Mummers Play - Etymology and Early Precedents

Etymology and Early Precedents

The word mummer is sometimes explained to derive from Middle English mum ("silent") or Greek mommo ("mask"), but is more likely to be associated with Early New High German mummer ("disguised person", attested in Johann Fischart) and vermummen ("to wrap up, to disguise, to mask ones faces"), which itself is derived from or came to be associated with mummen (first attested already in Middle High German by a prohibition in Mühlhausen, Thuringia, 1351) and mum(en)schanz, (Hans Sachs, Nuremberg, 16th cent.), these latter words originally referring to a game or throw (schanz) of dice.

According to German and Austrian sources dating from the 16th century, during carnival persons wearing masks used to make house-to-house visits offering a mum(en)schanz, a game of dice. This custom was practiced not only by commoners, but also by the nobility: on Shrove Tuesday of 1557, Albert V, Duke of Bavaria went to visit the archbishop of Salzburg and played a game of dice with him.

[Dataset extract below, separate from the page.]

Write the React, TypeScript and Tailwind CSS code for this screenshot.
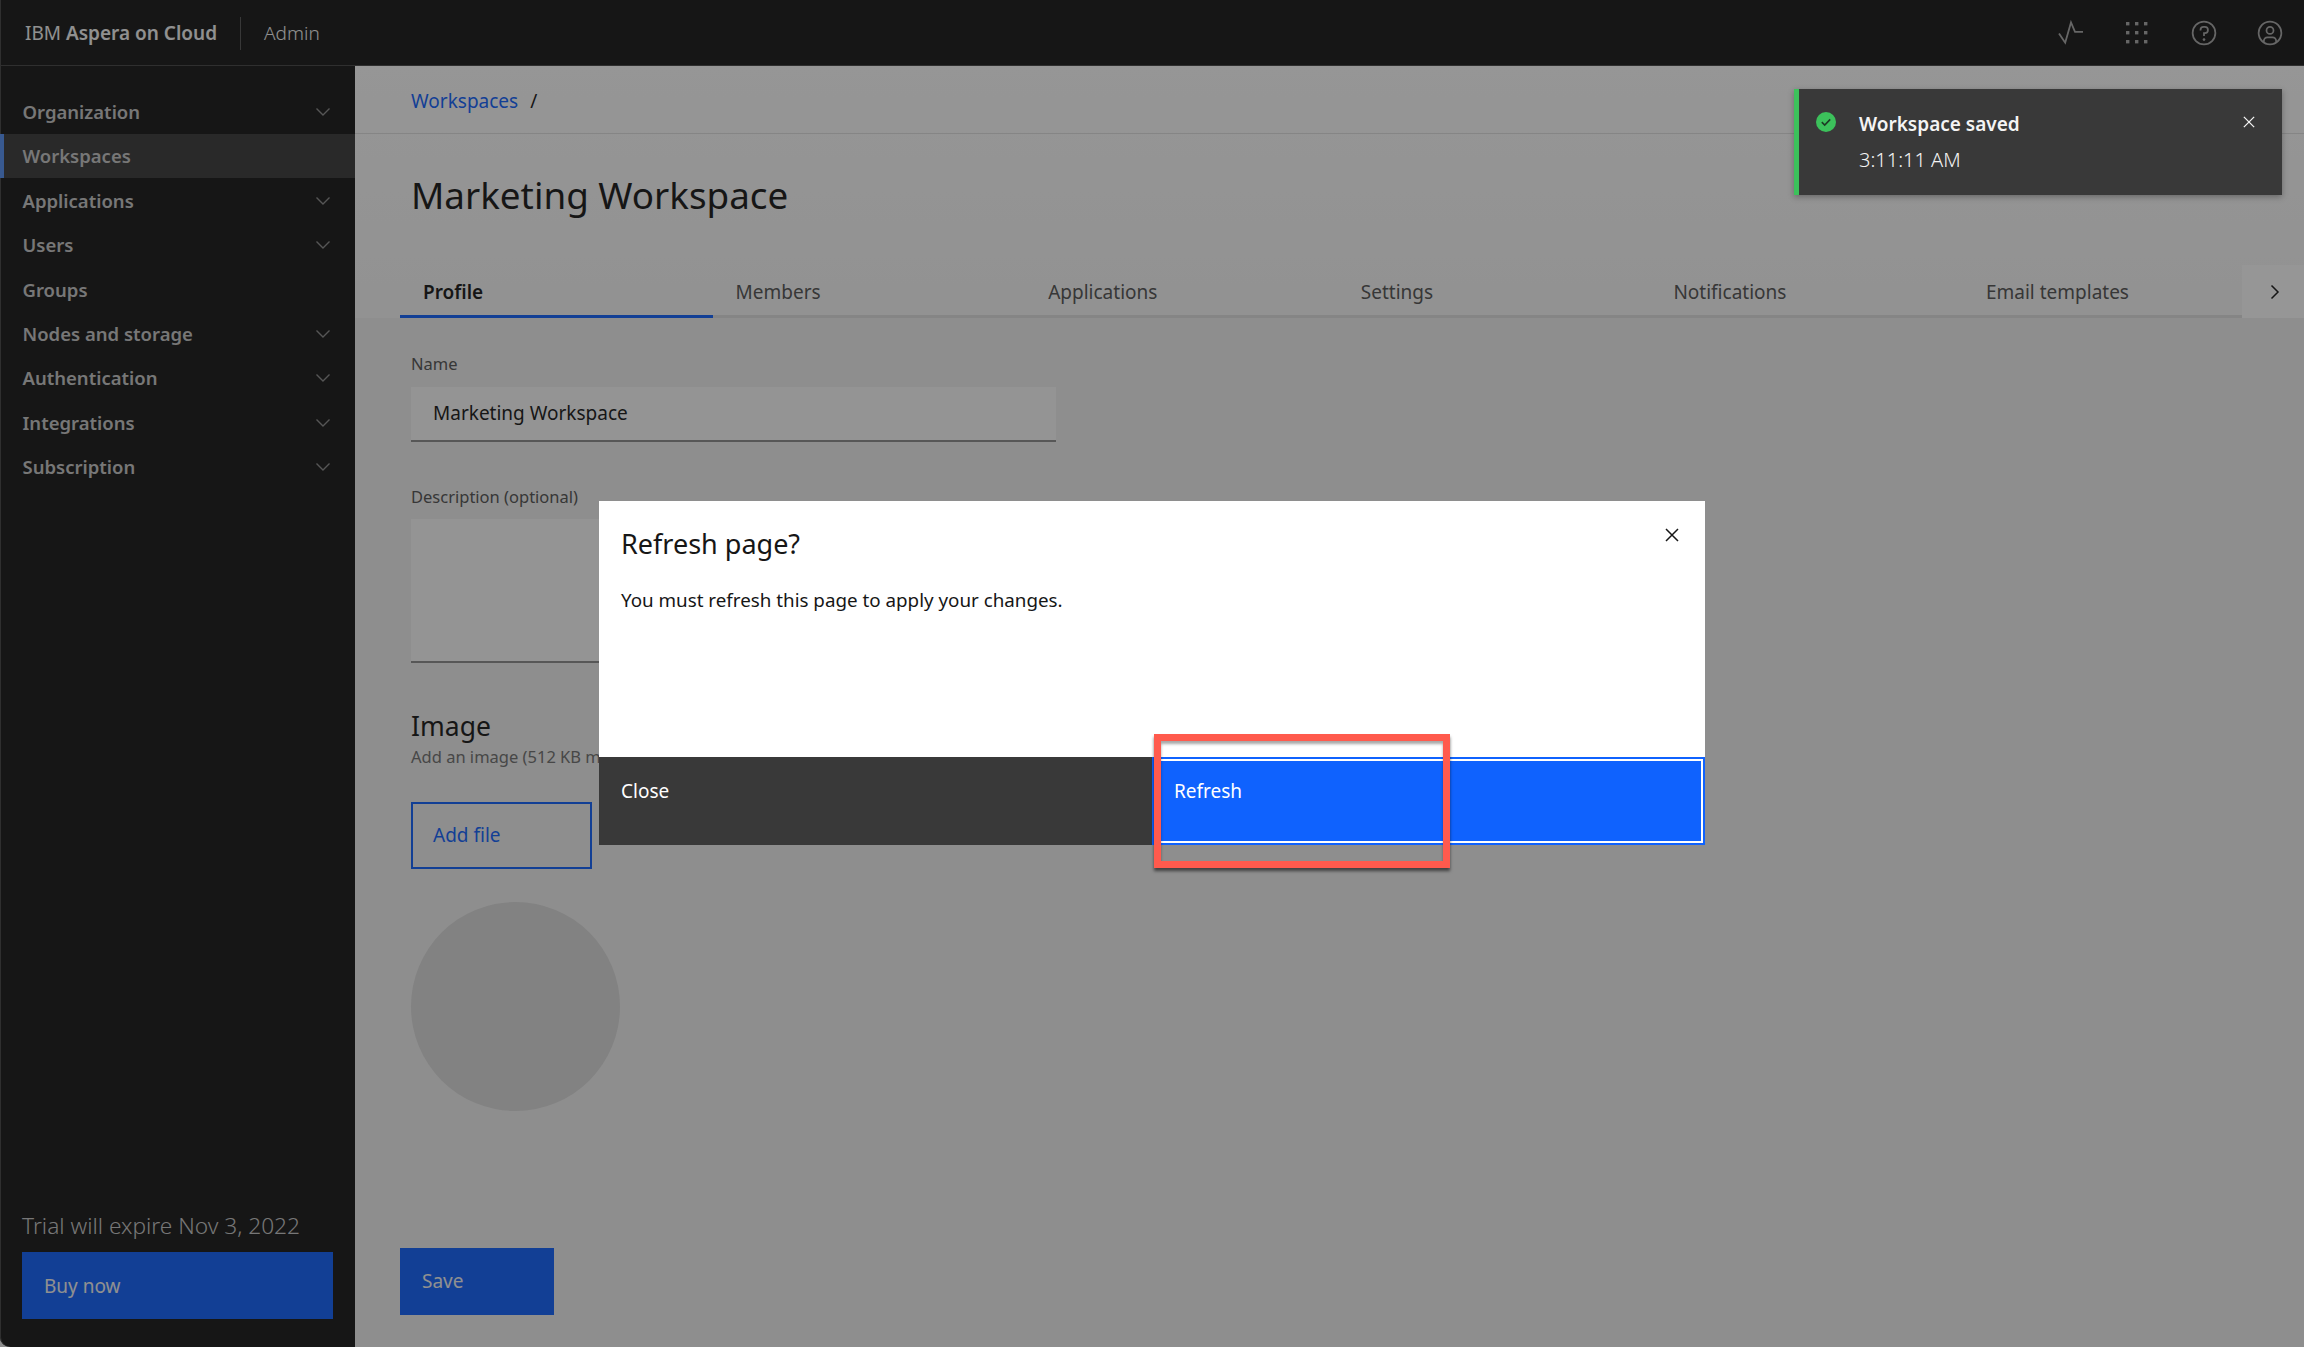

A similar incident, involving an Englishman, is attested for the French court by the German count and chronicler Froben Christoph von Zimmern: during carnival 1540, while the French king Francis I was residing at Angers, an Englishman (ain Engellender) wearing a mask and accompanied by other masked persons paid a visit to the king and offered him a momschanz (a game of dice), bringing with him a sum of money which was so high that the king was ashamed not to have a similar sum at hand and had to wait two hours until the money could be lent from local merchants.

While the game mum(en)schanz was played not only by masked persons, and not only during carnival, the German word mummenschanz nevertheless took on the meaning "costume, masquerade" and, by the 18th century, had lost its association with gambling and dice.

The custom attested for early modern Germany and France seems to have parallels also in late medieval England. According to History and the Morris Dance (2005) by John Cutting (page 81), there was a curious event in 1377, where 130 men on horseback went "mumming" to the Prince of Wales (later Richard II). They threw some dice, which appear to have been loaded dice, and so lost several gold rings. The rings were effectively presents for the prince. In 1418 a law was passed forbidding "mumming, plays, interludes or any other disguisings with any feigned beards, painted visors, deformed or coloured visages in any wise, upon pain of imprisonment". In the first case the event was on February 2, nine days before Ash Wednesday, and may well have been a carnival practice. In the second case, the law was applied to "the Feast of Christmas" (Cutting page 83), not related to the ordinary period of carnival preceding the Christian fasting of Lent, yet maybe related to Christmas fasting, which went ordinarily from November 11 to January 6.

It should be pointed out that there is no clear evidence linking these late medieval and early modern customs with English mummers' plays in the late 18th century, nor evidence for proving that the English words mummer and mumming are more likely to be derived from continental roots than vice versa.